The willingness of members of the Bush administration to abandon their past records of prudence and match Saddam's reckless and delusional behavior with their own may have been the most important element missing from my own thinking about the war.
Alexander Cockburn? Robert Fisk? Noam Chomsky?

Nope, Ken Pollack!

Pollack is clearly torn on Iraq now well over a year out.

He rues the fact that Powell didn't have more influence re: Iraq policy-making and, correctly, states that one might have thought he would have around the time he was spearheading passage of 1441.

And Cheney, whom Pollack doesn't talk about quite as much, had as 41's SecDef shown a willingness to mount a war effort in the Gulf with 28 coalition partners and a high troop count.

But, of course, this was pre-9/11 Cheney.

He hadn't yet caught the "fever"!

Pollack doesn't mention Wolfowitz at all and mentions Rummy just once (unless you count the reference to the "transformationalists").

But, of course, everyone knew that those two would be key players in any prosecution of the Iraq war. And, it bears noting, they weren't necessarily known as the most cautious, realpolitik types in the Beltway.

What we didn't know, I guess, was that State was going to get so firmly shut out of the process and, most important, that the Pentagon would be flat out unwilling to put enough boots on the ground to create secure conditions.

That, ultimately, was the biggest F up (with the related disbanding of the Iraqi army writ large with Jacobean fervor amidst all the de-Baathification chest-beating).

Does this mean Wolfy (or Rummy) pace Pollack, were (are?) as "reckless" as Saddam?

No, that's a tad exaggerated, don't you think?

But it does mean they imperiled a nation-building excercise with their stubborn refusal to pursue real 'shock and awe'--at least 300,000 troops patrolling that country, securing supply lines; specialized constabulatory units policing less 'hot' areas; more marines; fewer reserves; more effective intelligence gathering (sans Ghraibian truncheons) fewer lugubrious 'sack-hoods' and razor-wire; fewer I.E.D's and terror bombings.

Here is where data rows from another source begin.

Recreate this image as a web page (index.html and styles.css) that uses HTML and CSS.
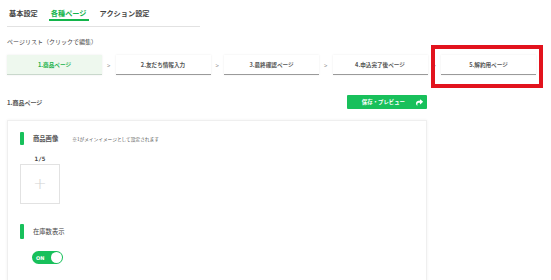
FILE: index.html
```html
<!DOCTYPE html>
<html lang="ja">
<head>
<meta charset="utf-8">
<link rel="stylesheet" href="styles.css">
</head>
<body>
<div class="page">
  <nav class="tabs">
    <span class="tab">基本設定</span>
    <span class="tab active">各種ページ</span>
    <span class="tab">アクション設定</span>
  </nav>

  <div class="list-label">ページリスト（クリックで編集）</div>

  <div class="steps">
    <div class="step current">1.商品ページ</div>
    <div class="sep">&gt;</div>
    <div class="step">2.友だち情報入力</div>
    <div class="sep">&gt;</div>
    <div class="step">3.最終確認ページ</div>
    <div class="sep">&gt;</div>
    <div class="step">4.申込完了後ページ</div>
    <div class="sep">&gt;</div>
    <div class="step marked">5.解約用ページ<span class="highlight"></span></div>
  </div>

  <div class="page-head">
    <span class="page-name">1.商品ページ</span>
    <button class="save-btn">保存・プレビュー
      <svg class="share" viewBox="0 0 512 512" width="7" height="7"><path fill="#fff" d="M503.7 189.8L327.7 37.9C312.3 24.5 288 35.3 288 56v80.1C127.4 137.9 0 170.1 0 322.3c0 61.4 39.6 122.3 83.3 154.1 13.700 9.9 33.1-2.5 28.1-18.6C66.1 312.8 132.9 274.3 288 272.1V360c0 20.7 24.3 31.5 39.7 18.2l176-152c11.1-9.6 11.1-26.8 0-36.4z"/></svg>
    </button>
  </div>

  <div class="card">
    <div class="field-head">
      <span class="bar"></span>
      <span class="field-title">商品画像</span>
      <span class="note">※1がメインイメージとして設定されます</span>
    </div>
    <div class="image-slot">
      <div class="count">1/5</div>
      <div class="image-box"><span class="plus">+</span></div>
    </div>

    <div class="field-head second">
      <span class="bar tall"></span>
      <span class="field-title normal">在庫数表示</span>
    </div>
    <div class="toggle"><span class="toggle-text">ON</span><span class="knob"></span></div>
  </div>
</div>
</body>
</html>
```

FILE: styles.css
```css
html, body {
  margin: 0;
  background: #fff;
}
body {
  font-family: "Noto Sans CJK JP", "Noto Sans", sans-serif;
  color: #333;
}
.page {
  padding-left: 7px;
  height: 280px;
  overflow: hidden;
}
.tabs {
  display: flex;
  gap: 9px;
  width: 193px;
  height: 26px;
  border-bottom: 1px solid #e2e2e2;
  align-items: flex-start;
}
.tab {
  padding: 8px 2px 1px;
  font-size: 7.2px;
  line-height: 10px;
  font-weight: bold;
  color: #444;
  border-bottom: 2px solid transparent;
}
.tab.active {
  color: #13b54b;
  border-bottom-color: #13b54b;
}
.list-label {
  margin-top: 11px;
  font-size: 6px;
  line-height: 8px;
  color: #444;
}
.steps {
  margin-top: 9px;
  display: flex;
  align-items: center;
}
.step {
  position: relative;
  width: 95px;
  height: 19px;
  display: flex;
  align-items: center;
  justify-content: center;
  font-size: 5.6px;
  font-weight: bold;
  color: #555;
  background: #fff;
  border-bottom: 1px solid #9a9a9a;
  box-shadow: 0 0 2px rgba(0,0,0,0.08);
}
.step.current {
  background: #eef8ee;
  color: #18b04a;
  border-bottom-color: #c9d8cc;
}
.sep {
  width: 13.5px;
  text-align: center;
  font-size: 6px;
  color: #888;
}
.highlight {
  position: absolute;
  left: -10px;
  top: -10px;
  right: -7px;
  bottom: -14px;
  border: 4px solid #e2131d;
}
.page-head {
  width: 420px;
  margin-top: 20px;
  display: flex;
  justify-content: space-between;
  align-items: center;
}
.page-name {
  font-size: 6px;
  font-weight: bold;
  color: #555;
}
.save-btn {
  width: 80px;
  height: 14px;
  border: none;
  border-radius: 1px;
  background: #18c05b;
  color: #fff;
  font-family: inherit;
  font-size: 5.4px;
  font-weight: bold;
  display: flex;
  align-items: center;
  justify-content: flex-end;
  gap: 11px;
  padding: 0 4px 0 0;
}
.share {
  display: block;
}
.card {
  margin-top: 11px;
  width: 420px;
  height: 170px;
  box-sizing: border-box;
  border: 1px solid #efefef;
  box-shadow: 0 0 3px rgba(0,0,0,0.06);
  padding: 11px 0 0 12px;
}
.field-head {
  display: flex;
  align-items: center;
}
.bar {
  width: 4px;
  height: 13px;
  background: #18c05b;
  border-radius: 1px;
}
.bar.tall {
  height: 15px;
}
.field-title {
  margin-left: 9px;
  font-size: 6.3px;
  font-weight: bold;
  color: #555;
}
.field-title.normal {
  font-weight: normal;
  color: #444;
}
.note {
  margin-left: 14px;
  font-size: 4.7px;
  color: #555;
}
.image-slot {
  width: 40px;
  margin-top: 10px;
}
.count {
  text-align: center;
  font-family: "DejaVu Sans Mono", monospace;
  font-weight: bold;
  font-size: 6px;
  line-height: 8px;
  color: #444;
}
.image-box {
  margin-top: 1px;
  width: 40px;
  height: 40px;
  box-sizing: border-box;
  border: 1px solid #e2e2e2;
  display: flex;
  align-items: center;
  justify-content: center;
}
.plus {
  font-family: "DejaVu Sans", sans-serif;
  font-size: 16px;
  font-weight: 300;
  color: #d2d2d2;
  line-height: 1;
}
.field-head.second {
  margin-top: 20px;
}
.toggle {
  margin: 12px 0 0 12px;
  width: 31px;
  height: 13px;
  border-radius: 7px;
  background: #18c05b;
  display: flex;
  align-items: center;
  justify-content: space-between;
  padding: 0 1px 0 4px;
  box-sizing: border-box;
}
.toggle-text {
  font-family: "DejaVu Sans", sans-serif;
  font-size: 5px;
  font-weight: bold;
  color: #fff;
}
.knob {
  width: 11px;
  height: 11px;
  border-radius: 50%;
  background: #fff;
}
```
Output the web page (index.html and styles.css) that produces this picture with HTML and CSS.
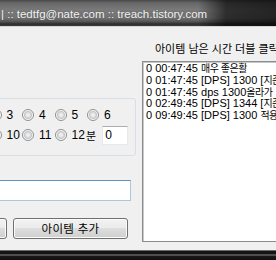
FILE: index.html
```html
<!DOCTYPE html>
<html lang="ko">
<head>
<meta charset="utf-8">
<link rel="stylesheet" href="styles.css">
</head>
<body>
<div class="window">
  <div class="titlebar"><span class="title">| :: tedtfg@nate.com :: treach.tistory.com</span></div>
  <div class="client">
    <div class="left">
      <div class="group">
        <div class="radio-row">
          <label class="opt"><span class="radio"></span>0</label>
          <label class="opt"><span class="radio"></span>1</label>
          <label class="opt"><span class="radio"></span>2</label>
          <label class="opt"><span class="radio"></span>3</label>
          <label class="opt"><span class="radio"></span>4</label>
          <label class="opt"><span class="radio"></span>5</label>
          <label class="opt"><span class="radio"></span>6</label>
        </div>
        <div class="radio-row">
          <label class="opt"><span class="radio"></span>7</label>
          <label class="opt"><span class="radio"></span>8</label>
          <label class="opt"><span class="radio"></span>9</label>
          <label class="opt"><span class="radio"></span>10</label>
          <label class="opt"><span class="radio"></span>11</label>
          <label class="opt"><span class="radio"></span>12</label>
          <div class="minute"><span class="ko">분</span><span class="edit">0</span></div>
        </div>
      </div>
      <div class="textinput"></div>
      <div class="buttons">
        <button class="btn"></button>
        <button class="btn"><span class="ko btn-label">아이템 추가</span></button>
      </div>
    </div>
    <div class="right">
      <div class="hint ko">아이템 남은 시간 더블 클릭</div>
      <div class="listbox">
        <div class="item">0 00:47:45 <span class="ko-list">매우 좋은활</span></div>
        <div class="item">0 01:47:45 [DPS] 1300 [<span class="ko-list">지존</span>]</div>
        <div class="item">0 01:47:45 dps 1300<span class="ko-list">올라가</span></div>
        <div class="item">0 02:49:45 [DPS] 1344 [<span class="ko-list">지존</span>]</div>
        <div class="item">0 09:49:45 [DPS] 1300 <span class="ko-list">적용</span></div>
      </div>
    </div>
  </div>
  <div class="bottom-frame"></div>
</div>
</body>
</html>
```

FILE: styles.css
```css
html, body {
  margin: 0;
  padding: 0;
  overflow: hidden;
}

body {
  width: 276px;
  height: 260px;
  background: #f0f0f0;
  font-family: "Liberation Sans", "Noto Sans CJK KR", sans-serif;
  color: #000;
}

.ko {
  font-family: "Noto Sans CJK KR", sans-serif;
  font-size: 11px;
}

.ko-list {
  font-family: "Noto Sans CJK KR", sans-serif;
  font-size: 10px;
  letter-spacing: -0.5px;
}

.window {
  display: flex;
  flex-direction: column;
  height: 260px;
}

.titlebar {
  flex: none;
  height: 26px;
  border-bottom: 1px solid #d4d4d4;
  display: flex;
  align-items: center;
  padding-left: 1px;
  background:
    linear-gradient(to right, rgba(0,0,0,0) 0, rgba(0,0,0,0) 198px, rgba(0,0,0,.62) 226px, rgba(0,0,0,.7) 100%),
    linear-gradient(to bottom, #484848 0, #686868 3px, #7a7a7a 10px, #747474 18px, #505050 22px, #2c2c2c 24px, #3c3c3c 26px);
}

.title {
  font-size: 11.5px;
  color: #f2f2f2;
  white-space: nowrap;
  text-shadow: 0 0 2px rgba(60,60,60,.6);
  margin-top: 1px;
}

.client {
  flex: 1;
  display: flex;
  min-height: 0;
}

.left {
  flex: none;
  width: 250px;
  margin-left: -114px;
  padding-top: 71px;
}

.group {
  border: 1px solid #d5dfe5;
  border-radius: 3px;
  padding: 6px 0 10px 5px;
}

.radio-row {
  display: grid;
  grid-template-columns: repeat(6, 32.5px) auto;
  height: 20px;
  align-items: center;
}

.opt {
  display: flex;
  align-items: center;
  gap: 5px;
  font-size: 12px;
  white-space: nowrap;
}

.radio {
  flex: none;
  width: 12px;
  height: 12px;
  box-sizing: border-box;
  border: 1px solid #8e8f8f;
  border-radius: 50%;
  background: radial-gradient(circle, #f6f6f6 0, #e4e4e4 2px, #c4c6c8 3.5px, #d6d7d8 4px, #fbfbfb 4.6px);
}

.minute {
  display: flex;
  align-items: center;
  margin-left: -1px;
}

.edit {
  margin-left: 6px;
  width: 26px;
  height: 19px;
  box-sizing: border-box;
  background: #fff;
  border: 1px solid #e3e9ef;
  border-top-color: #abadb3;
  font-size: 12px;
  line-height: 17px;
  padding-left: 2px;
}

.textinput {
  margin-top: 24px;
  margin-right: 5px;
  height: 21px;
  box-sizing: border-box;
  background: #fff;
  border: 1px solid #a9c8e2;
  border-top-color: #5f93c0;
}

.buttons {
  margin-top: 17px;
  display: flex;
  justify-content: flex-end;
  gap: 6px;
  padding-right: 8px;
}

.btn {
  width: 115px;
  height: 21px;
  padding: 0;
  border: 1px solid #707070;
  border-radius: 3px;
  background: linear-gradient(to bottom, #f2f2f2 0, #ebebeb 49%, #dddddd 50%, #cfcfcf 100%);
  box-shadow: inset 0 0 0 1px #fbfbfb;
  color: #000;
  line-height: 18px;
}

.btn-label {
  font-size: 11.5px;
  letter-spacing: 0.3px;
}

.right {
  flex: none;
  width: 200px;
  margin-left: 6px;
  padding-top: 14px;
}

.hint {
  height: 14px;
  line-height: 14px;
  padding-left: 13px;
  white-space: nowrap;
}

.listbox {
  margin-top: 6px;
  height: 181px;
  box-sizing: border-box;
  background: #fff;
  border: 1px solid #8c8c8c;
  box-shadow: inset 1px 1px 0 #c8c8c8;
  padding-left: 3px;
  font-size: 11px;
  line-height: 11.8px;
  white-space: nowrap;
  overflow: hidden;
}

.item {
  height: 11.8px;
}

.bottom-frame {
  flex: none;
  height: 10px;
  background: linear-gradient(to bottom, #6a6a6a 0, #6a6a6a 1px, #141414 1px, #141414 4px, #4e4e4e 4px, #4e4e4e 6px, #181818 6px, #101010 100%);
}
```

Meanwhile, Fareed Zakaria wishes we had done Iraq more like we did Afghanistan:

Why has Afghanistan been more successful than Iraq? In Afghanistan, the Bush administration adopted a version of postwar policies developed over the '90s. After the war, it handed the political process over to the United Nations and directed its military efforts through nato. The United Nations was able to structure a political process (the loya jirga) that had legitimacy within Afghanistan as well as internationally. With some massaging, it produced a pro-Western liberal as president. Making the military efforts multinational has meant that today, the European Union spends about as much on Afghanistan as the United States and that the new Afghan army is being trained jointly by the United States and ... France.
Of course, loya jirgas are a bit harder to pull off when two ethnic groups in a country have been victims of genocidal policies by another.

Put differently, I'm not so sure Zakaria is right that Afghanistan was perhaps a more complex state-building exercise than Iraq.

Iraq is plenty hard folks. Probably, all told, harder.

Even if we had NATO and, er, the French there (who, incidentally, have likely let Radovan Karadzic slip through their gallant Gallic fingers more than once--so aren't necessarily the most, er, morally upstanding peacekeeping partners to be in bed with).